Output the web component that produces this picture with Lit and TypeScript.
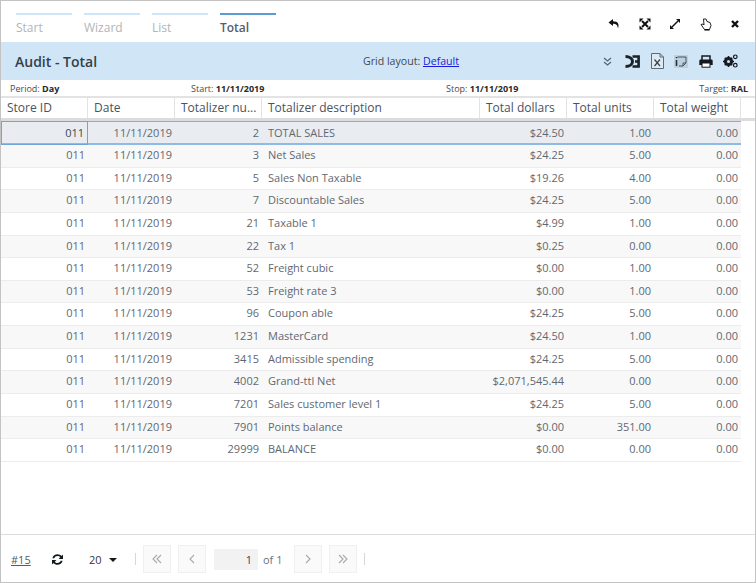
import { LitElement, css, html, svg } from 'lit';
import { customElement } from 'lit/decorators.js';

const columns = ['Store ID', 'Date', 'Totalizer nu...', 'Totalizer description', 'Total dollars', 'Total units', 'Total weight'];

const rows: string[][] = [
	['2', 'TOTAL SALES', '$24.50', '1.00'],
	['3', 'Net Sales', '$24.25', '5.00'],
	['5', 'Sales Non Taxable', '$19.26', '4.00'],
	['7', 'Discountable Sales', '$24.25', '5.00'],
	['21', 'Taxable 1', '$4.99', '1.00'],
	['22', 'Tax 1', '$0.25', '0.00'],
	['52', 'Freight cubic', '$0.00', '1.00'],
	['53', 'Freight rate 3', '$0.00', '1.00'],
	['96', 'Coupon able', '$24.25', '5.00'],
	['1231', 'MasterCard', '$24.50', '1.00'],
	['3415', 'Admissible spending', '$24.25', '5.00'],
	['4002', 'Grand-ttl Net', '$2,071,545.44', '0.00'],
	['7201', 'Sales customer level 1', '$24.25', '5.00'],
	['7901', 'Points balance', '$0.00', '351.00'],
	['29999', 'BALANCE', '$0.00', '0.00'],
];

const icon = (w: number, h: number, body: unknown) =>
	html`<svg width=${w} height=${h} viewBox="0 0 ${w} ${h}">${body}</svg>`;

const undoIcon = icon(12, 12, svg`<path d="M5 1 L0.5 4.5 L5 8 V5.8 C8 5.8 9.5 6.8 10 10.5 C11.5 6 10 3.2 5 3.2 Z" fill="#111"/>`);
const shrinkIcon = icon(12, 12, svg`<path d="M3 3 L9 9 M9 3 L3 9" stroke="#111" stroke-width="2"/><path d="M0.5 0.5 H4.5 L0.5 4.5 Z M11.5 0.5 H7.5 L11.5 4.5 Z M0.5 11.5 H4.5 L0.5 7.5 Z M11.5 11.5 H7.5 L11.5 7.5 Z" fill="#111"/>`);
const expandIcon = icon(12, 12, svg`<path d="M3 9 L9 3" stroke="#111" stroke-width="1.4"/><path d="M7 1 H11 V5 Z M1 7 V11 H5 Z" fill="#111"/>`);
const handIcon = icon(12, 13, svg`<path d="M3.5 1 L6 1 L7 3.5 L10 4.5 L11 7.5 L9.5 11.5 L4.5 11.5 L1 6.5 L3 6 L4 7 Z" fill="#fff" stroke="#222" stroke-width="1" stroke-linejoin="round"/><path d="M4.5 11.8 H9.5" stroke="#111" stroke-width="1.6"/>`);
const closeIcon = icon(10, 10, svg`<path d="M2 2 L8 8 M8 2 L2 8" stroke="#111" stroke-width="2.4"/>`);
const chevronsIcon = icon(9, 9, svg`<path d="M1 1 L4.5 4 L8 1 M1 5 L4.5 8 L8 5" fill="none" stroke="#56626e" stroke-width="1.2"/>`);
const d3Icon = icon(15, 15, svg`<path d="M0.5 2.5 C4.5 2.5 7.5 4.5 7.5 7.5 C7.5 10.5 4.5 12.5 0.5 12.5" fill="none" stroke="#1b2126" stroke-width="3"/><path d="M7.5 2.5 H13.6 V12.5 H7.5 M10 7.5 H13.6" fill="none" stroke="#1b2126" stroke-width="2.6"/>`);
const excelIcon = icon(13, 16, svg`<path d="M0.5 0.5 H9 L12.5 4 V15.5 H0.5 Z M9 0.5 V4 H12.5" fill="#dfe9f2" stroke="#5c6b78"/><path d="M3.5 6.5 L9 13 M9 6.5 L3.5 13" stroke="#34424e" stroke-width="1.2"/>`);
const noteIcon = icon(14, 13, svg`<rect x="0" y="0" width="14" height="13" fill="#bdd0e0"/><path d="M3.5 2 H12 V8 L9 11 H5" fill="none" stroke="#46535f"/><path d="M2.5 5 V11" stroke="#26313a" stroke-width="1.6"/><path d="M2.5 2 V3.2" stroke="#26313a" stroke-width="1.6"/><path d="M9 11 V8 H12" fill="none" stroke="#46535f"/>`);
const printIcon = icon(14, 13, svg`<path d="M3 5 V1 H11 V5" fill="none" stroke="#14191e" stroke-width="1.5"/><path d="M1.5 4.6 H12.5 Q13.7 4.6 13.7 6 V10 H0.3 V6 Q0.3 4.6 1.5 4.6 Z" fill="#14191e"/><rect x="3" y="8" width="8" height="4.2" fill="#fff" stroke="#14191e"/>`);
const gearsIcon = icon(15, 14, svg`<circle cx="5.5" cy="7.5" r="3.4" fill="none" stroke="#14191e" stroke-width="2.4"/><path d="M5.5 2 V13 M0 7.5 H11 M1.8 3.8 L9.2 11.2 M9.2 3.8 L1.8 11.2" stroke="#14191e" stroke-width="1.6"/><circle cx="5.5" cy="7.5" r="1.5" fill="#d0e6f7"/><circle cx="12.3" cy="2.8" r="1.8" fill="none" stroke="#14191e" stroke-width="1.2"/><circle cx="12.3" cy="11.2" r="1.8" fill="none" stroke="#14191e" stroke-width="1.2"/>`);
const refreshIcon = icon(13, 13, svg`<path d="M1.4 5.2 C2 2.6 4 1.2 6.5 1.2 C8.2 1.2 9.6 1.9 10.5 3 L12 1.6 V6 H7.6 L9.2 4.3 C8.6 3.5 7.6 3 6.5 3 C5 3 3.8 3.9 3.3 5.2 Z M11.6 7.8 C11 10.4 9 11.8 6.5 11.8 C4.8 11.8 3.4 11.1 2.5 10 L1 11.4 V7 H5.4 L3.8 8.7 C4.4 9.5 5.4 10 6.5 10 C8 10 9.2 9.1 9.7 7.8 Z" fill="#14191e"/>`);
const chevron = (d: string) => icon(12, 12, svg`<path d=${d} fill="none" stroke="#a3a9ae" stroke-width="1.1"/>`);

@customElement('app-root')
export class AppRoot extends LitElement {
	static styles = css`
		:host {
			display: block;
			width: 756px;
			height: 583px;
			box-sizing: border-box;
			border: 1px solid #c3c3c3;
			font-family: 'Open Sans', sans-serif;
			font-size: 11px;
			color: #5c6670;
			background: #fff;
			overflow: hidden;
		}
		.page {
			display: flex;
			flex-direction: column;
			height: 100%;
		}
		.top {
			display: flex;
			justify-content: space-between;
			height: 41px;
			padding: 12px 15px 0;
			box-sizing: border-box;
		}
		.steps {
			display: flex;
			gap: 12px;
		}
		.step {
			width: 56px;
			border-top: 2px solid #cde5f8;
			padding-top: 3px;
			font-size: 12px;
			line-height: 19px;
			color: #b2b5b8;
		}
		.step.active {
			border-top-color: #5d9bd5;
			color: #56606a;
			font-weight: 600;
		}
		.tools {
			display: flex;
			align-items: center;
			gap: 18.5px;
			height: 24px;
			margin-top: -1px;
		}
		.tools svg,
		.actions svg {
			display: block;
		}
		.band {
			display: grid;
			grid-template-columns: 348px auto 1fr;
			align-items: center;
			height: 38px;
			padding: 0 7px 0 14px;
			background: #d0e6f7;
			color: #3f4952;
		}
		.band h1 {
			margin: 0;
			font-size: 14px;
			font-weight: 600;
			color: #333f49;
		}
		.layout {
			font-size: 10.6px;
		}
		.layout a {
			color: #1a1ae0;
		}
		.actions {
			display: flex;
			justify-content: flex-end;
			align-items: center;
			gap: 10.5px;
			padding-right: 10px;
		}
		.actions .chev {
			margin-right: 2.5px;
		}
		.info {
			display: grid;
			grid-template-columns: 181px 255px 1fr auto;
			align-items: center;
			height: 16px;
			padding: 0 7px 0 9px;
			font-size: 9px;
			color: #4b4b4b;
		}
		.info b {
			color: #2a2a2a;
		}
		.grid {
			flex: 1;
			min-height: 0;
		}
		.row {
			display: grid;
			grid-template-columns: 87px 87px 87px 218px 87px 87px 87px;
			width: 740px;
			height: 22.64px;
			box-sizing: border-box;
			border-bottom: 1px solid #ececec;
			background: #fff;
		}
		.row.even {
			background: #f8f8f8;
		}
		.row.selected {
			background: #e9edf2;
			border-top: 1px solid #7eb1e0;
			border-bottom: 2px solid #8dbbe6;
			height: 24px;
		}
		.row.head {
			width: 755px;
			height: 25px;
			background: #fff;
			border-top: 2px solid #e3e3e3;
			border-bottom: 3px solid #dcdcdc;
		}
		.cell {
			padding: 0 3px 0 6px;
			font-size: 11px;
			line-height: 19px;
			white-space: nowrap;
			overflow: hidden;
			text-align: right;
			color: #5f6872;
		}
		.cell.text {
			text-align: left;
		}
		.row.selected .cell {
			line-height: 22px;
		}
		.head .cell {
			padding: 0 6px;
			font-size: 12px;
			line-height: 20px;
			text-align: left;
			color: #49535d;
			border-right: 1px solid #e3e3e3;
		}
		.row.selected .cell.current {
			margin: -1px 0 -2px;
			border: 1px solid #6ea6da;
			padding: 0 3px 0 0;
			line-height: 22px;
			color: #3c4650;
		}
		.foot {
			display: flex;
			align-items: center;
			height: 47px;
			border-top: 1px solid #dcdcdc;
			padding-left: 10px;
			font-size: 11px;
			color: #48525c;
		}
		.foot .ref {
			width: 40px;
			margin-top: 2px;
			color: #4f5d6b;
			text-decoration: underline;
		}
		.foot .refresh {
			display: flex;
			width: 38px;
			margin-top: 2px;
		}
		.size {
			display: flex;
			align-items: center;
			gap: 7px;
			width: 46px;
			margin-top: 2px;
			color: #2f3943;
		}
		.caret {
			width: 0;
			height: 0;
			border: 4px solid transparent;
			border-top: 4px solid #14191e;
			border-bottom: 0;
		}
		.sep {
			width: 1px;
			height: 12px;
			background: #d6d6d6;
			margin-right: 7px;
		}
		.page-btn {
			display: flex;
			align-items: center;
			justify-content: center;
			width: 28px;
			height: 28px;
			box-sizing: border-box;
			border: 1px solid #f0f0f0;
			background: #fafafa;
			margin-right: 7px;
		}
		.current-page {
			width: 44px;
			height: 21px;
			line-height: 21px;
			padding-right: 6px;
			box-sizing: border-box;
			text-align: right;
			background: #f2f2f2;
			color: #3a444e;
			margin: 2px 5px 0 1px;
		}
		.of {
			width: 31px;
			margin-top: 2px;
			color: #6a737c;
		}
	`;

	private renderRow(r: string[], i: number) {
		const selected = i === 0;
		const cls = `row ${selected ? 'selected' : ''} ${i % 2 ? 'even' : ''}`;
		return html`<div class=${cls}>
			<div class="cell ${selected ? 'current' : ''}">011</div>
			<div class="cell">11/11/2019</div>
			<div class="cell">${r[0]}</div>
			<div class="cell text">${r[1]}</div>
			<div class="cell">${r[2]}</div>
			<div class="cell">${r[3]}</div>
			<div class="cell">0.00</div>
		</div>`;
	}

	render() {
		return html`<div class="page">
			<div class="top">
				<div class="steps">
					<div class="step">Start</div>
					<div class="step">Wizard</div>
					<div class="step">List</div>
					<div class="step active">Total</div>
				</div>
				<div class="tools">${undoIcon}${shrinkIcon}${expandIcon}${handIcon}${closeIcon}</div>
			</div>
			<div class="band">
				<h1>Audit - Total</h1>
				<div class="layout">Grid layout: <a href="#">Default</a></div>
				<div class="actions">
					<span class="chev">${chevronsIcon}</span>
					${d3Icon}${excelIcon}${noteIcon}${printIcon}${gearsIcon}
				</div>
			</div>
			<div class="info">
				<span>Period: <b>Day</b></span>
				<span>Start: <b>11/11/2019</b></span>
				<span>Stop: <b>11/11/2019</b></span>
				<span>Target: <b>RAL</b></span>
			</div>
			<div class="grid">
				<div class="row head">${columns.map((c) => html`<div class="cell">${c}</div>`)}</div>
				${rows.map((r, i) => this.renderRow(r, i))}
			</div>
			<div class="foot">
				<span class="ref">#15</span>
				<span class="refresh">${refreshIcon}</span>
				<span class="size">20 <span class="caret"></span></span>
				<span class="sep"></span>
				<span class="page-btn">${chevron('M6 2 L2 6 L6 10 M10 2 L6 6 L10 10')}</span>
				<span class="page-btn">${chevron('M8 2 L4 6 L8 10')}</span>
				<span class="current-page">1</span>
				<span class="of">of 1</span>
				<span class="page-btn">${chevron('M4 2 L8 6 L4 10')}</span>
				<span class="page-btn">${chevron('M2 2 L6 6 L2 10 M6 2 L10 6 L6 10')}</span>
				<span class="sep"></span>
			</div>
		</div>`;
	}
}
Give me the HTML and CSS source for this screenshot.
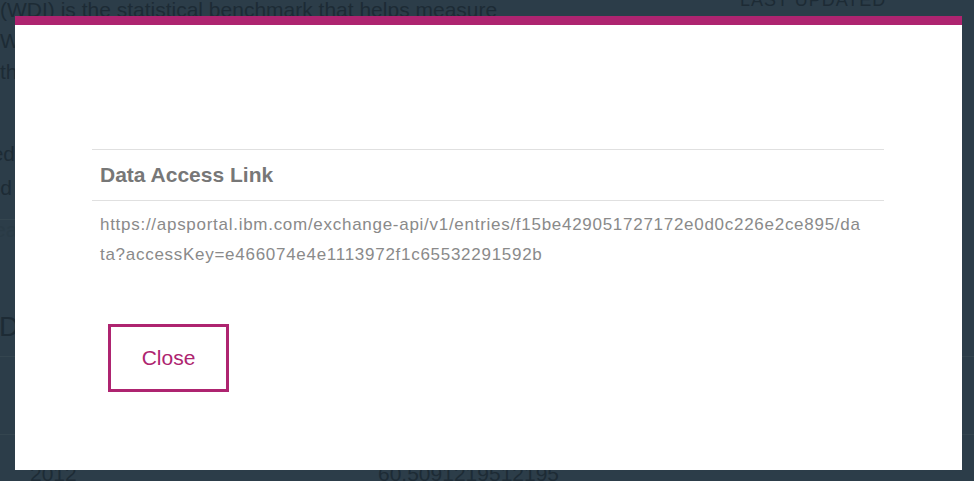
++++++
WHAT THE TASK ASKS: Restate the data word for word from its first line through the line with "const columns = ['Store", leaving out any picture along the way.

WRITTEN RESPONSE:
Output the web component that produces this picture with Lit and TypeScript.
import { LitElement, css, html, svg } from 'lit';
import { customElement } from 'lit/decorators.js';

const columns = ['Store ID', 'Date', 'Totalizer nu...', 'Totalizer description', 'Total dollars', 'Total units', 'Total weight'];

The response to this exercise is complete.